Greder told about two dozen producers that if corn producers increased planted corn acres to 92 million acres, up from 88.19 million acres in 2010, and had an average national yield of 165 bushels per acre, it would tally 14.02 billion bushels. The USDA’s estimate of 13.73 billion bushel demand for 2011 grain would then leave ending stocks at 1.04 billion.

“We would add only 95 mb to stocks,” Greder said. “It’s a drop in the bucket.”

And if the national 2011 yield comes in lower, say at 157 bushels/acre, ending stocks are dwindled to 339 mb by Oct. 31, 2012, an 18-day world supply carryover.

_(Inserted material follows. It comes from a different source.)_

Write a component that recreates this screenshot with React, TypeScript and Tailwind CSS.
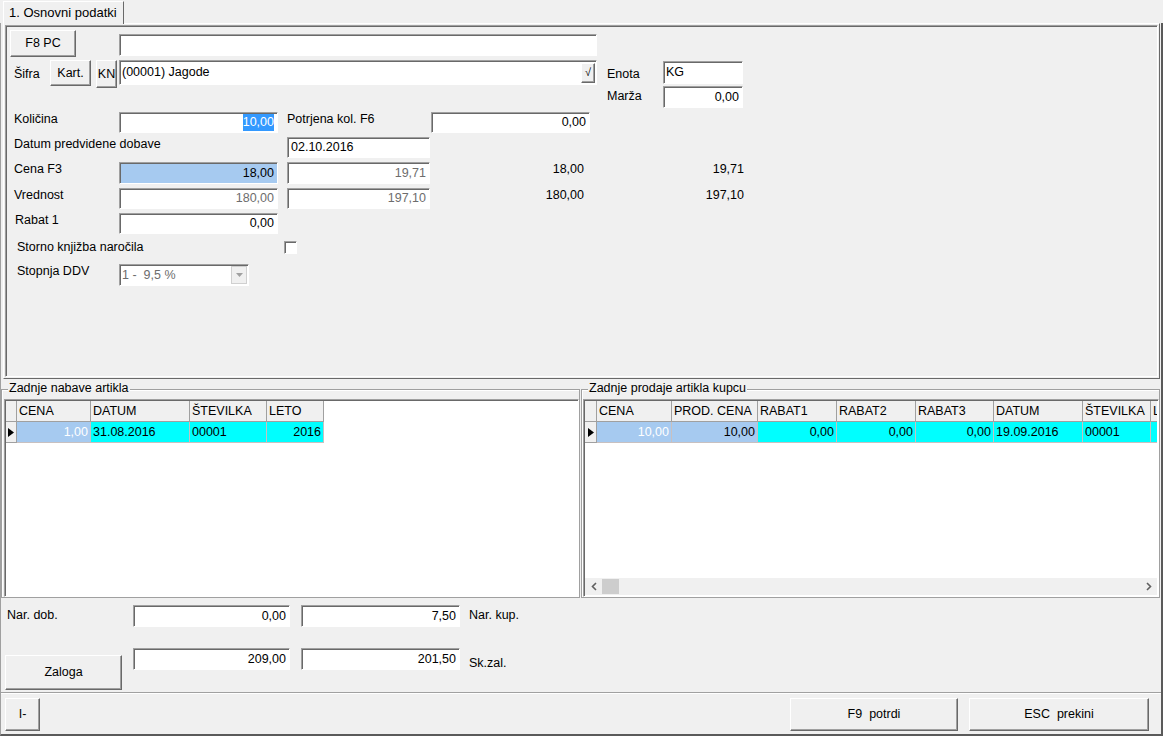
import type { ReactNode } from 'react'

const sunken = 'border border-t-[#a0a0a0] border-l-[#a0a0a0] border-r-white border-b-white shadow-[inset_1px_1px_0_#696969]'
const raised = 'border border-t-white border-l-white border-r-[#696969] border-b-[#696969] shadow-[inset_-1px_-1px_0_#a0a0a0] bg-[#f0f0f0]'

function Label({ className = '', children }: { className?: string; children: ReactNode }) {
  return <div className={`shrink-0 leading-[15px] whitespace-nowrap ${className}`}>{children}</div>
}

function Edit({
  className = '',
  children,
  left = false,
  gray = false,
  bg = 'bg-white',
}: {
  className?: string
  children?: ReactNode
  left?: boolean
  gray?: boolean
  bg?: string
}) {
  return (
    <div
      className={`${sunken} ${bg} flex shrink-0 items-center overflow-hidden whitespace-nowrap ${
        left ? 'justify-start pl-[3px]' : 'justify-end pr-[3px]'
      } ${gray ? 'text-[#6d6d6d]' : 'text-black'} ${className}`}
    >
      {children}
    </div>
  )
}

function Btn({ className = '', children }: { className?: string; children: ReactNode }) {
  return (
    <button type="button" className={`${raised} flex shrink-0 items-center justify-center whitespace-pre leading-none ${className}`}>
      {children}
    </button>
  )
}

type Cell = { w: string; head: string; value: string; right?: boolean; tone: 'blue' | 'blueWhite' | 'cyan' }

const LEFT_COLS: Cell[] = [
  { w: 'w-[74px]', head: 'CENA', value: '1,00', right: true, tone: 'blueWhite' },
  { w: 'w-[99px]', head: 'DATUM', value: '31.08.2016', tone: 'cyan' },
  { w: 'w-[77px]', head: 'ŠTEVILKA', value: '00001', tone: 'cyan' },
  { w: 'w-[57px]', head: 'LETO', value: '2016', right: true, tone: 'cyan' },
]

const RIGHT_COLS: Cell[] = [
  { w: 'w-[75px]', head: 'CENA', value: '10,00', right: true, tone: 'blueWhite' },
  { w: 'w-[86px]', head: 'PROD. CENA', value: '10,00', right: true, tone: 'blue' },
  { w: 'w-[79px]', head: 'RABAT1', value: '0,00', right: true, tone: 'cyan' },
  { w: 'w-[79px]', head: 'RABAT2', value: '0,00', right: true, tone: 'cyan' },
  { w: 'w-[78px]', head: 'RABAT3', value: '0,00', right: true, tone: 'cyan' },
  { w: 'w-[89px]', head: 'DATUM', value: '19.09.2016', tone: 'cyan' },
  { w: 'w-[68px]', head: 'ŠTEVILKA', value: '00001', tone: 'cyan' },
  { w: 'w-[40px]', head: 'LETO', value: '2016', right: true, tone: 'cyan' },
]

const TONES = {
  blue: 'bg-[#a6caf0] text-black',
  blueWhite: 'bg-[#a6caf0] text-white',
  cyan: 'bg-[#00ffff] text-black',
}

function Grid({ cols, indW, scroll = false }: { cols: Cell[]; indW: string; scroll?: boolean }) {
  return (
    <div className="flex h-full flex-col overflow-hidden">
      <div className="flex h-[21px] shrink-0">
        <div className={`${indW} h-full shrink-0 border-r border-b border-[#a0a0a0] bg-[#f0f0f0]`} />
        {cols.map((c) => (
          <div
            key={c.head}
            className={`${c.w} flex h-full shrink-0 items-center overflow-hidden whitespace-nowrap border-r border-b border-[#a0a0a0] bg-[#f0f0f0] pl-[2px]`}
          >
            {c.head}
          </div>
        ))}
      </div>
      <div className="flex h-[21px] shrink-0">
        <div className={`${indW} flex h-full shrink-0 items-center justify-center border-r border-b border-[#a0a0a0] bg-[#f0f0f0]`}>
          <svg width="6" height="9" viewBox="0 0 6 9">
            <path d="M0 0L6 4.5L0 9z" fill="#000" />
          </svg>
        </div>
        {cols.map((c) => (
          <div
            key={c.head}
            className={`${c.w} ${TONES[c.tone]} flex h-full shrink-0 items-center overflow-hidden whitespace-nowrap border-r border-b border-[#c8c0c0] ${
              c.right ? 'justify-end pr-[2px]' : 'pl-[2px]'
            }`}
          >
            {c.value}
          </div>
        ))}
      </div>
      {scroll && (
        <div className="mt-auto flex h-[17px] shrink-0 items-center bg-[#f0f0f0]">
          <div className="flex h-full w-[17px] items-center justify-center">
            <svg width="6" height="9" viewBox="0 0 6 9">
              <path d="M5 1L1.5 4.5L5 8" fill="none" stroke="#606060" strokeWidth="1.6" />
            </svg>
          </div>
          <div className="h-[15px] w-[17px] bg-[#cdcdcd]" />
          <div className="flex-1" />
          <div className="flex h-full w-[17px] items-center justify-center">
            <svg width="6" height="9" viewBox="0 0 6 9">
              <path d="M1 1L4.5 4.5L1 8" fill="none" stroke="#606060" strokeWidth="1.6" />
            </svg>
          </div>
        </div>
      )}
    </div>
  )
}

function GroupBox({ title, className = '', children }: { title: string; className?: string; children: ReactNode }) {
  return (
    <div className={`relative mt-[10px] h-[209px] shrink-0 border border-[#a0a0a0] shadow-[inset_1px_1px_0_white] ${className}`}>
      <span className="absolute left-[6px] top-[-9px] bg-[#f0f0f0] px-[1px] leading-[15px] whitespace-nowrap">{title}</span>
      {children}
    </div>
  )
}

export default function App() {
  return (
    <div className="flex h-[736px] w-[1163px] flex-col overflow-hidden bg-[#f0f0f0] font-['Liberation_Sans',Arial,sans-serif] text-[12.5px] text-black">
      {/* tab strip */}
      <div className="flex h-[23px] shrink-0 items-end pl-[3px]">
        <div className="relative z-10 -mb-px h-[23px] border-t border-l border-t-white border-l-white border-r border-r-[#696969] bg-[#f0f0f0] pl-[5px] pr-[6px] text-[13px] leading-[21px]">
          1. Osnovni podatki
        </div>
      </div>

      <div className="flex flex-1 flex-col border-l border-l-[#a0a0a0] border-r-2 border-r-[#5a5a5a] border-b-2 border-b-[#5a5a5a]">
        {/* tab page */}
        <div className="ml-[2px] h-[356px] w-[1157px] shrink-0 border-t border-l border-t-white border-l-white border-r border-b border-r-[#696969] border-b-[#696969] p-[1px]">
          <div className={`${sunken} h-full w-full bg-[#f0f0f0]`}>
            <div className="flex flex-col">
              <div className="mt-[4px] flex items-start">
                <Btn className="ml-[4px] h-[27px] w-[66px]">F8 PC</Btn>
                <Edit className="ml-[43px] mt-[4px] h-[22px] w-[478px]" />
              </div>

              <div className="mt-[3px] flex items-start">
                <Label className="w-[44px] pl-[8px] pt-[7px]">Šifra</Label>
                <Btn className="h-[26px] w-[41px]">Kart.</Btn>
                <Btn className="ml-[5px] h-[28px] w-[21px] overflow-hidden">KN</Btn>
                <div className={`${sunken} ml-[2px] flex h-[25px] w-[478px] shrink-0 items-center justify-between bg-white`}>
                  <span className="pl-[2px] whitespace-nowrap">(00001) Jagode</span>
                  <Btn className="mr-[1px] h-[20px] w-[14px] text-[11px]">√</Btn>
                </div>
                <div className="ml-[10px] flex flex-col">
                  <div className="flex items-start">
                    <Label className="w-[56px] pt-[7px]">Enota</Label>
                    <Edit left className="mt-[1px] h-[23px] w-[80px] !pl-[2px]">KG</Edit>
                  </div>
                  <div className="mt-[2px] flex items-start">
                    <Label className="w-[56px] pt-[3px]">Marža</Label>
                    <Edit className="h-[22px] w-[80px]">0,00</Edit>
                  </div>
                </div>
              </div>

              <div className="mt-[4px] flex items-start">
                <Label className="w-[113px] pl-[8px]">Količina</Label>
                <Edit className="h-[21px] w-[159px]">
                  <span className="bg-[#3399ff] leading-[17px] text-white">10,00</span>
                </Edit>
                <Label className="ml-[9px] w-[144px]">Potrjena kol. F6</Label>
                <Edit className="h-[21px] w-[159px]">0,00</Edit>
              </div>

              <div className="mt-[4px] flex items-start">
                <Label className="w-[281px] pl-[8px]">Datum predvidene dobave</Label>
                <Edit left className="h-[21px] w-[143px]">02.10.2016</Edit>
              </div>

              <div className="mt-[4px] flex items-start">
                <Label className="w-[113px] pl-[8px]">Cena F3</Label>
                <Edit bg="bg-[#a6caf0]" className="h-[22px] w-[159px]">18,00</Edit>
                <Edit gray className="ml-[9px] h-[22px] w-[143px]">19,71</Edit>
                <Label className="w-[154px] text-right">18,00</Label>
                <Label className="w-[160px] text-right">19,71</Label>
              </div>

              <div className="mt-[4px] flex items-start">
                <Label className="w-[113px] pl-[8px]">Vrednost</Label>
                <Edit gray className="h-[21px] w-[159px]">180,00</Edit>
                <Edit gray className="ml-[9px] h-[21px] w-[143px]">197,10</Edit>
                <Label className="w-[154px] text-right">180,00</Label>
                <Label className="w-[160px] text-right">197,10</Label>
              </div>

              <div className="mt-[4px] flex items-start">
                <Label className="w-[113px] pl-[9px]">Rabat 1</Label>
                <Edit className="h-[21px] w-[159px]">0,00</Edit>
              </div>

              <div className="mt-[6px] flex items-start">
                <Label className="w-[278px] pl-[11px]">Storno knjižba naročila</Label>
                <div className={`${sunken} mt-[1px] h-[13px] w-[13px] shrink-0 bg-white`} />
              </div>

              <div className="mt-[9px] flex items-start">
                <Label className="w-[113px] pl-[11px]">Stopnja DDV</Label>
                <div className={`${sunken} flex h-[22px] w-[130px] shrink-0 items-center justify-between bg-white`}>
                  <span className="pl-[2px] whitespace-pre text-[#6d6d6d]">1 -  9,5 %</span>
                  <div className="mr-[1px] flex h-[18px] w-[16px] items-center justify-center border border-[#d0d0d0] bg-[#f0f0f0]">
                    <svg width="7" height="4" viewBox="0 0 7 4">
                      <path d="M0 0H7L3.5 4z" fill="#a0a0a0" />
                    </svg>
                  </div>
                </div>
              </div>
            </div>
          </div>
        </div>

        {/* group boxes */}
        <div className="flex h-[219px] shrink-0 items-start">
          <GroupBox title="Zadnje nabave artikla" className="w-[579px]">
            <div className={`${sunken} ml-[2px] mt-[9px] h-[198px] w-[575px] bg-white p-[1px]`}>
              <Grid cols={LEFT_COLS.slice(0, 4)} indW="w-[11px]" />
            </div>
          </GroupBox>
          <GroupBox title="Zadnje prodaje artikla kupcu" className="ml-[1px] w-[579px]">
            <div className={`${sunken} ml-[1px] mt-[9px] h-[198px] w-[576px] bg-white p-[1px]`}>
              <Grid cols={RIGHT_COLS} indW="w-[12px]" scroll />
            </div>
          </GroupBox>
        </div>

        {/* totals */}
        <div className="flex h-[94px] shrink-0 items-start">
          <div className="flex w-[132px] flex-col">
            <Label className="mt-[10px] pl-[6px]">Nar. dob.</Label>
            <Btn className="ml-[4px] mt-[32px] h-[35px] w-[117px]">Zaloga</Btn>
          </div>
          <div className="flex flex-col">
            <Edit className="mt-[7px] h-[22px] w-[157px]">0,00</Edit>
            <Edit className="mt-[21px] h-[22px] w-[157px]">209,00</Edit>
          </div>
          <div className="ml-[11px] flex flex-col">
            <Edit className="mt-[7px] h-[22px] w-[159px]">7,50</Edit>
            <Edit className="mt-[21px] h-[22px] w-[159px]">201,50</Edit>
          </div>
          <div className="ml-[9px] flex flex-col">
            <Label className="mt-[10px]">Nar. kup.</Label>
            <Label className="mt-[33px]">Sk.zal.</Label>
          </div>
        </div>

        <div className="h-[2px] shrink-0 border-t border-b border-t-[#a0a0a0] border-b-white" />

        {/* buttons */}
        <div className="flex h-[40px] shrink-0 items-start pt-[4px]">
          <Btn className="ml-[4px] h-[33px] w-[35px]">I-</Btn>
          <Btn className="ml-[750px] h-[33px] w-[168px]">F9  potrdi</Btn>
          <Btn className="ml-[11px] h-[33px] w-[180px]">ESC  prekini</Btn>
        </div>
      </div>
    </div>
  )
}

However, he said a number of unknowns are still having an impact on when to sell this year’s new crop including whether producers will increase corn acres? Will the anticipated drought by Iowa State University climatologist Elwynn Taylor occur this year? Will China start buying U.S. corn? Is the USDA’s export demand estimate too high? Will ethanol demand on corn continue? What impact will South America’s lack of expanding acres have?

“How many here expect at least one weather panic this year?” he asked the room. After the world lost 800 million corn bushels to weather, much of it in Russia and China, weather reports make commodity marketers nervous.

He said a multitude of factors should be considered by producers of new crop corn before selling their grain on the futures market.

The essentials

Greder reminded his audience how the early USDA crop reports during 2010 estimated a bigger yield and production than actually happened.

Even though producers looked over the crop and said the grain was not there, prices fell as the USDA’s reports were more sanguine.

If that happens in 2011, he advised producers to watch three factors closely in knowing when they should sell a portion of their new crop – weather, acres planted and yields. Three lesser impacts includes the value of the dollar, crude oil prices and the ethanol mandate.

The number of acres planted, compared to 2010, the anticipated yield as affected mostly by weather, compared to 2010, can give producers a good clue as to the ending stocks

If a USDA report looks too good to be true and prices drop, Greder said producers still have an opportunity to make money if they hold back selling their new crop if they know ending stocks will not be substantially increased, or if stocks will be lowered.

Soybeans

Greder recommends the same strategy for soybeans.

With ending stocks estimated at 151 million bushels the U.S. will have to match acres planted with a national average of 45 bushels/acre to break even with new production and demand.

“If we just match the 2010 yield of 42.8 bushels,” Greder said, “stocks will drop to 121 mb because worldwide demand is increasing.”

Insurance guarantees

Next month the guarantee crop insurance prices will be know, Greder said most producers will immediately go to the markets and sell grain based on their guaranteed costs.

He thinks the spring guarantee for soybeans could be as high as $13 per bushel.

However, he said by watching the markets as a scaled up-seller, a producer doesn’t have to rush out to sell grain, because the market is high.

“You can take a structured approach to selling,” Greder said, “and still have the opportunity to make money.”

He said both corn and soybeans prices will be well-supported at least until mid-summer, when the condition of row crops can be assessed compared to acres planted, and how those two factors will affect ending stocks.